• Directions for this task:
Where the string "index" occurs in the material below, report the whole line.

• Data extract:
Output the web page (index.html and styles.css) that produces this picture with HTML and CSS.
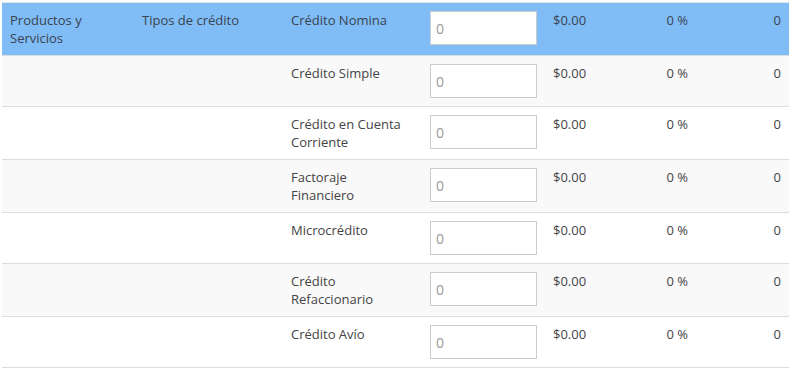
FILE: index.html
```html
<!DOCTYPE html>
<html lang="es">
<head>
  <meta charset="UTF-8" />
  <meta name="viewport" content="width=device-width, initial-scale=1.0"/>
  <title>Productos y Servicios</title>
  <link rel="stylesheet" href="styles.css">
</head>
<body>

<table class="creditos">
  <colgroup>
    <col class="creditos__col--producto">
    <col class="creditos__col--tipo">
    <col class="creditos__col--nombre">
    <col class="creditos__col--monto">
    <col class="creditos__col--total">
    <col class="creditos__col--tasa">
    <col class="creditos__col--plazo">
  </colgroup>
  <tbody>
    <tr class="creditos__row creditos__row--activa">
      <td>Productos y Servicios</td>
      <td>Tipos de crédito</td>
      <td class="creditos__nombre">Crédito Nomina</td>
      <td><input class="creditos__input" type="text" placeholder="0"></td>
      <td>$0.00</td>
      <td class="creditos__num">0 %</td>
      <td class="creditos__num">0</td>
    </tr>
    <tr class="creditos__row">
      <td></td>
      <td></td>
      <td class="creditos__nombre">Crédito Simple</td>
      <td><input class="creditos__input" type="text" placeholder="0"></td>
      <td>$0.00</td>
      <td class="creditos__num">0 %</td>
      <td class="creditos__num">0</td>
    </tr>
    <tr class="creditos__row">
      <td></td>
      <td></td>
      <td class="creditos__nombre">Crédito en Cuenta Corriente</td>
      <td><input class="creditos__input" type="text" placeholder="0"></td>
      <td>$0.00</td>
      <td class="creditos__num">0 %</td>
      <td class="creditos__num">0</td>
    </tr>
    <tr class="creditos__row">
      <td></td>
      <td></td>
      <td class="creditos__nombre">Factoraje Financiero</td>
      <td><input class="creditos__input" type="text" placeholder="0"></td>
      <td>$0.00</td>
      <td class="creditos__num">0 %</td>
      <td class="creditos__num">0</td>
    </tr>
    <tr class="creditos__row">
      <td></td>
      <td></td>
      <td class="creditos__nombre">Microcrédito</td>
      <td><input class="creditos__input" type="text" placeholder="0"></td>
      <td>$0.00</td>
      <td class="creditos__num">0 %</td>
      <td class="creditos__num">0</td>
    </tr>
    <tr class="creditos__row">
      <td></td>
      <td></td>
      <td class="creditos__nombre">Crédito Refaccionario</td>
      <td><input class="creditos__input" type="text" placeholder="0"></td>
      <td>$0.00</td>
      <td class="creditos__num">0 %</td>
      <td class="creditos__num">0</td>
    </tr>
    <tr class="creditos__row">
      <td></td>
      <td></td>
      <td class="creditos__nombre">Crédito Avío</td>
      <td><input class="creditos__input" type="text" placeholder="0"></td>
      <td>$0.00</td>
      <td class="creditos__num">0 %</td>
      <td class="creditos__num">0</td>
    </tr>
  </tbody>
</table>

</body>
</html>
```

FILE: styles.css
```css
* {
  box-sizing: border-box;
}
body {
  font-family: 'Open Sans', sans-serif;
  font-size: 13px;
  line-height: 18px;
  color: #444;
  background: #fff;
  margin: 0;
  padding: 2px 2px 0;
}

.creditos {
  width: 787px;
  table-layout: fixed;
  border-collapse: collapse;
  border-spacing: 0;
  border-top: 1px solid #e4e4e4;
}
.creditos__col--producto { width: 132px; }
.creditos__col--tipo { width: 149px; }
.creditos__col--nombre { width: 139px; }
.creditos__col--monto { width: 123px; }
.creditos__col--total { width: 75px; }
.creditos__col--tasa { width: 76px; }
.creditos__col--plazo { width: 93px; }

.creditos td {
  padding: 8px;
  vertical-align: top;
  border-top: 1px solid #ddd;
}
.creditos td.creditos__nombre {
  padding-right: 14px;
}
.creditos__row:nth-child(even) {
  background: #f9f9f9;
}
.creditos__row:last-child td {
  border-bottom: 1px solid #ddd;
}
.creditos__row--activa {
  background: #80bdf6;
  color: #3a4350;
}
.creditos__row--activa td {
  border-top: none;
}
.creditos__num {
  text-align: right;
}

.creditos__input {
  display: block;
  width: 107px;
  height: 34px;
  padding: 4px 5px;
  font-family: inherit;
  font-size: 14px;
  color: #555;
  background: #fff;
  border: 1px solid #ccc;
  border-radius: 0;
}
.creditos__input::placeholder {
  color: #999;
}
```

• Finished answer:
Output the web page (index.html and styles.css) that produces this picture with HTML and CSS.
FILE: index.html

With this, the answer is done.